Sky has beefed up its HD+ PVR offering with a new high-end box that offers a grunty 1 terabyte of storage. Large enough for 240 hours of space-hogging hi-def programming, it could store Avatar 88 times over, or 137 Premier League football matches — including the graphic HD mansitting with Jamie ‘Thomas Cook it’ Redknapp at half-time.
The new Sky+ HD 1TB box will set you back £249 — the standard 300GB Sky+ HD box is free when you sign up for the HD channel pack for a year. The old 160GB Sky+ box has been phased out, which means Virgin Media has to raise its game — its V+ box also offers just the 160GB. This is enough for a decent 80 hours of standard-def footage, but fills up very quickly when you start recording HD programmes.
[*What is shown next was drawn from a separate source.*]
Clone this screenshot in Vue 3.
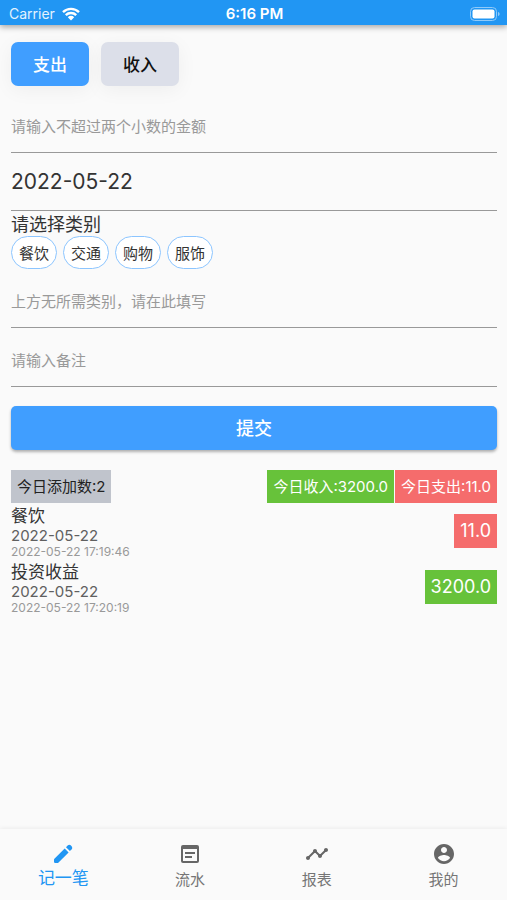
<script setup>
import { ref } from 'vue'

const kind = ref('out')
const amount = ref('')
const date = ref('2022-05-22')
const category = ref('')
const remark = ref('')
const categories = ['餐饮', '交通', '购物', '服饰']
const records = [
  { id: 1, title: '餐饮', date: '2022-05-22', time: '2022-05-22 17:19:46', value: '11.0', type: 'out' },
  { id: 2, title: '投资收益', date: '2022-05-22', time: '2022-05-22 17:20:19', value: '3200.0', type: 'in' },
]
const tabs = [
  { label: '记一笔', active: true, icon: 'M3.4 16.8 13.7 6.500 17.6 10.400 7.300 20.700Q7 21 6.500 21H4.200Q3 21 3 19.800V17.700Q3 17.200 3.400 16.800zM15 5.200 16.900 3.300Q18.300 2.300 19.700 3.300L20.800 4.400Q21.800 5.800 20.800 7.200L18.900 9.100z' },
  { label: '流水', icon: 'M19 3H5a2 2 0 0 0-2 2v14a2 2 0 0 0 2 2h14a2 2 0 0 0 2-2V5a2 2 0 0 0-2-2zm0 16H5V7h14v12zM7 10h10v2H7zM7 14h7v2H7z' },
  { label: '报表', icon: 'M23 8c0 1.1-.9 2-2 2-.18 0-.35-.02-.51-.07l-3.56 3.55c.05.16.07.34.07.52 0 1.1-.9 2-2 2s-2-.9-2-2c0-.18.02-.36.07-.52l-2.55-2.55c-.16.05-.34.07-.52.07s-.36-.02-.52-.07l-4.55 4.56c.05.16.07.33.07.51 0 1.1-.9 2-2 2s-2-.9-2-2 .9-2 2-2c.18 0 .35.02.51.07l4.56-4.55C8.02 9.36 8 9.18 8 9c0-1.1.9-2 2-2s2 .9 2 2c0 .18-.02.36-.07.52l2.55 2.55c.16-.05.34-.07.52-.07s.36.02.52.07l3.55-3.56C19.02 8.35 19 8.18 19 8c0-1.1.9-2 2-2s2 .9 2 2z' },
  { label: '我的', icon: 'M12 2C6.48 2 2 6.48 2 12s4.48 10 10 10 10-4.48 10-10S17.52 2 12 2zm0 3c1.66 0 3 1.34 3 3s-1.34 3-3 3-3-1.34-3-3 1.34-3 3-3zm0 14.2c-2.5 0-4.71-1.28-6-3.22.03-1.99 4-3.08 6-3.08 1.99 0 5.97 1.09 6 3.08-1.29 1.94-3.5 3.22-6 3.22z' },
]
</script>

<template>
  <div class="page">
    <header class="status">
      <div class="carrier">
        <span>Carrier</span>
        <svg class="wifi" viewBox="0 0 18 14" aria-hidden="true">
          <path d="M1 5.2a11.4 11.4 0 0 1 16 0M3.8 8.2a7.4 7.4 0 0 1 10.4 0" />
          <path class="dot" d="M9 13.4 5.8 10.2a4.5 4.5 0 0 1 6.4 0z" />
        </svg>
      </div>
      <span class="clock">6:16 PM</span>
      <svg class="battery" viewBox="0 0 30 14" aria-hidden="true">
        <rect class="shell" x="0.5" y="0.5" width="26" height="13" rx="4" />
        <rect class="charge" x="2.5" y="2.5" width="22" height="9" rx="2" />
        <path class="tip" d="M28 5v4c1-.4 1.600-1.100 1.600-2S29 5.400 28 5z" />
      </svg>
    </header>

    <main>
      <div class="kinds">
        <button type="button" class="kind" :class="{ selected: kind === 'out' }" @click="kind = 'out'">支出</button>
        <button type="button" class="kind" :class="{ selected: kind === 'in' }" @click="kind = 'in'">收入</button>
      </div>

      <form @submit.prevent>
        <input v-model="amount" class="field" inputmode="decimal" aria-label="金额" placeholder="请输入不超过两个小数的金额">
        <input v-model="date" class="field date" aria-label="日期">
        <p class="prompt">请选择类别</p>
        <div class="chips">
          <button v-for="c in categories" :key="c" type="button" class="chip" @click="category = c">{{ c }}</button>
        </div>
        <input v-model="category" class="field" aria-label="类别" placeholder="上方无所需类别，请在此填写">
        <input v-model="remark" class="field" aria-label="备注" placeholder="请输入备注">
        <button type="submit" class="submit">提交</button>
      </form>

      <div class="summary">
        <span class="tag count">今日添加数:2</span>
        <span class="tag in">今日收入:3200.0</span>
        <span class="tag out">今日支出:11.0</span>
      </div>

      <ul class="records">
        <li v-for="r in records" :key="r.id">
          <div>
            <div class="title">{{ r.title }}</div>
            <div class="day">{{ r.date }}</div>
            <div class="time">{{ r.time }}</div>
          </div>
          <span class="value" :class="r.type">{{ r.value }}</span>
        </li>
      </ul>
    </main>

    <nav>
      <a v-for="t in tabs" :key="t.label" href="#" :class="{ active: t.active }">
        <svg viewBox="0 0 24 24" aria-hidden="true"><path :d="t.icon" fill-rule="evenodd" /></svg>
        <span>{{ t.label }}</span>
      </a>
    </nav>
  </div>
</template>

<style>
body { margin: 0; background: #fafafa; }
</style>

<style scoped>
* { box-sizing: border-box; }
.page {
  min-height: 100vh;
  display: flex;
  flex-direction: column;
  background: #fafafa;
  color: #333;
  font-family: Inter, "Noto Sans CJK SC", sans-serif;
}
button, input { font-family: inherit; margin: 0; }
button { border: 0; padding: 0; cursor: pointer; }
.status {
  height: 25px;
  padding: 2px 7px 0 9px;
  display: grid;
  grid-template-columns: 1fr auto 1fr;
  align-items: center;
  background: #2196f3;
  color: #fff;
  font-size: 14px;
  box-shadow: 0 2px 6px rgba(0, 0, 0, 0.35);
}
.carrier { display: flex; align-items: center; gap: 7px; color: #e3f2fe; }
.clock { font-size: 15px; font-weight: 600; line-height: 20px; }
.wifi { width: 18px; height: 14px; fill: none; stroke: #fff; stroke-width: 2.4; }
.wifi .dot { fill: #fff; stroke: none; }
.battery { width: 30px; height: 14px; justify-self: end; }
.shell { fill: none; stroke: #90caf9; }
.charge { fill: #fff; }
.tip { fill: #90caf9; }
main { flex: 1; padding: 17px 10px 20px 11px; }
.kinds { display: flex; gap: 12px; margin-bottom: 8px; }
.kind {
  width: 78px;
  height: 44px;
  border-radius: 7px;
  background: #dcdfe9;
  color: #111;
  font-size: 17px;
  font-weight: 500;
  padding-bottom: 2px;
  box-shadow: 0 4px 20px rgba(0, 0, 0, 0.05);
}
.kind.selected { background: #409eff; color: #fff; }
.field {
  display: block;
  width: 100%;
  height: 59px;
  padding: 6px 0 0;
  border: 0;
  border-bottom: 1px solid #999;
  border-radius: 0;
  outline: 0;
  background: transparent;
  color: #333;
  font-size: 15px;
}
.field::placeholder { color: #999; opacity: 1; }
.field.date { height: 58px; padding: 0; font-size: 21px; }
.prompt { margin: 0; padding-top: 2px; font-size: 18px; line-height: 23px; }
.chips { display: flex; flex-wrap: wrap; gap: 6px; }
.chip {
  height: 33px;
  padding: 0 7px;
  border: 1px solid #8cc5ff;
  border-radius: 17px;
  background: #fff;
  color: #333;
  font-size: 15px;
}
.submit {
  display: block;
  width: 100%;
  height: 44px;
  margin-top: 19px;
  padding-bottom: 2px;
  border-radius: 5px;
  background: #409eff;
  color: #fff;
  font-size: 18px;
  font-weight: 500;
  box-shadow: 0 2px 3px rgba(0, 0, 0, 0.3);
}
.summary { display: flex; gap: 1px; margin-top: 20px; font-size: 15px; line-height: 33px; }
.tag { padding: 0 6px; color: #fff; white-space: nowrap; }
.tag.count { margin-right: auto; background: #c0c4cc; color: #222; }
.tag.in, .value.in { background: #67c23a; }
.tag.out, .value.out { background: #f56c6c; }
.records { margin: 0; padding: 0; list-style: none; }
.records li { display: flex; align-items: center; justify-content: space-between; }
.title { padding-top: 2px; font-size: 17px; line-height: 22px; }
.day { font-size: 15px; line-height: 18px; color: #606060; }
.time { font-size: 12px; line-height: 14px; color: #999; }
.value { padding: 0 6px; color: #fff; font-size: 18px; line-height: 34px; }
nav {
  height: 71px;
  display: grid;
  grid-template-columns: repeat(4, 1fr);
  background: #fafafa;
  box-shadow: 0 -1px 4px rgba(0, 0, 0, 0.06);
}
nav a {
  display: flex;
  flex-direction: column;
  align-items: center;
  padding-top: 13px;
  gap: 4px;
  color: #757575;
  font-size: 15px;
  line-height: 20px;
  text-decoration: none;
}
nav svg { width: 24px; height: 24px; fill: #666; }
nav a.active { color: #2196f3; font-size: 17px; gap: 2px; }
nav a.active svg { fill: #2196f3; }
</style>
Sky’s pseudo-on-demand service, Anytime, is also getting an upgrade — it’s losing the pseudo and launching proper online on-demand programming later this year. It currently works by downloading overnight a bunch of stuff it thinks you might like. This is hit-and-miss, as you can imagine, but it offers some stuff in HD that broadcasts in SD. Having that available whenever you like is a decent improvement. It’ll be called Anytime+ — Sky’s nothing if not an imaginative namer — and you can register to be kept updated here.
Finally, Sky is as keen as any other frightened media company to jump on the 3D bandwagon and it’s getting the cart rolling this weekend with a trial screening of 3D football in nine pubs across the UK. So if you wander down your local on Sunday afternoon to watch Arsenal v Manchester United, there’s a slim chance you may have to wear stupid specs to see what the dickens is going on. Sky hasn’t released the location of these pubs, so if a boozer near you is offering the game in 3D, let us know in the comments so we can give it a wide berth. No one needs to see Wayne Rooney in 3D.
Update: A previous version of this article indicated that Sky’s standard HD+ box only has 160GB of storage, which is incorrect — it has 300GB.